An earlier version of the Palestine Advocacy Project poster. (Ads Against Apartheid website)

BOSTON (JTA) – The Massachusetts Bay Transit Authority approved the display of an anti-Israel ad it had previously rejected.

The poster, which features a large photograph of a child and the word “violence” in large, bold letters, accuses Israel’s military of using U.S. tax dollars to kill 2,000 Palestinian children since September 2000, and calls for the end of U.S. military aid to Israel.

It is one of three ads that was initially approved by the MBTA in June 2014, but later removed. At the time, the governing body of the state’s public transportation system said the ads violated its policy against language that demeans or disparages individuals or groups.

READ: Ad campaign on San Francisco buses likens Islam to Nazism 

The American Civil Liberties Union challenged the rejection on behalf of the Palestinian rights organization, Palestine Advocacy Project. The group, formerly called Ads Against Apartheid, asserts that the poster is a form of protected First Amendment speech and should be allowed in a public space. The agency’s decision to approve came after the ACLU persuaded it that the ad does not violate the MBTA’s policy against demeaning ads, according to Sarah Wunsch, deputy legal director of the ACLU’s Massachusetts branch.

In a statement to JTA, a spokesman for the MBTA said these advertisements comply with its guidelines, that it described as “viewpoint neutral standards for all advertising displayed on MBTA property.”

“To reduce unnecessary litigation which can arise from issue-based ads of this nature, the MBTA is currently considering whether to amend its advertising guidelines and in the future will not accept ads concerning political issues or matters of public debate,” the statement continued.

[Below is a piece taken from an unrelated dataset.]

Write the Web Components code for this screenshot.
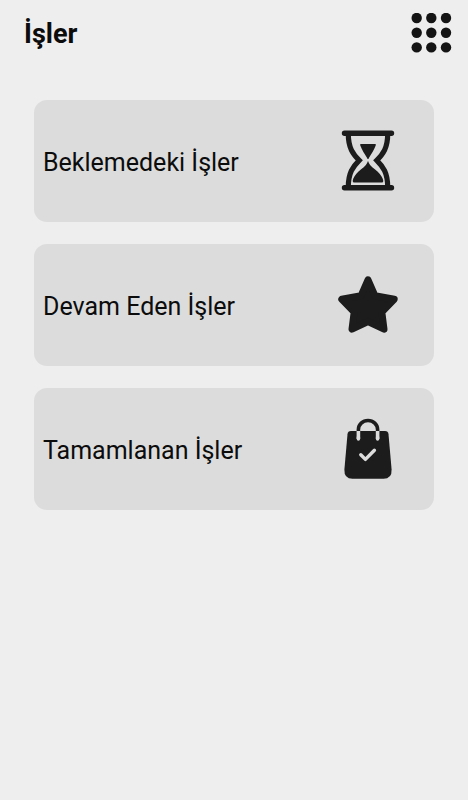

Jeremy Burton, executive director of the Jewish Community Relations Council of Greater Boston said in a statement provided to JTA: “We do not believe that the MBTA nor any other government authority should regularly be in the business of banning speech. However, spreading distortions and inaccuracies about a complex political situation will achieve no positive benefit in the search for a lasting end to the conflict in the region, a cause to which we and all reasonable people are committed.”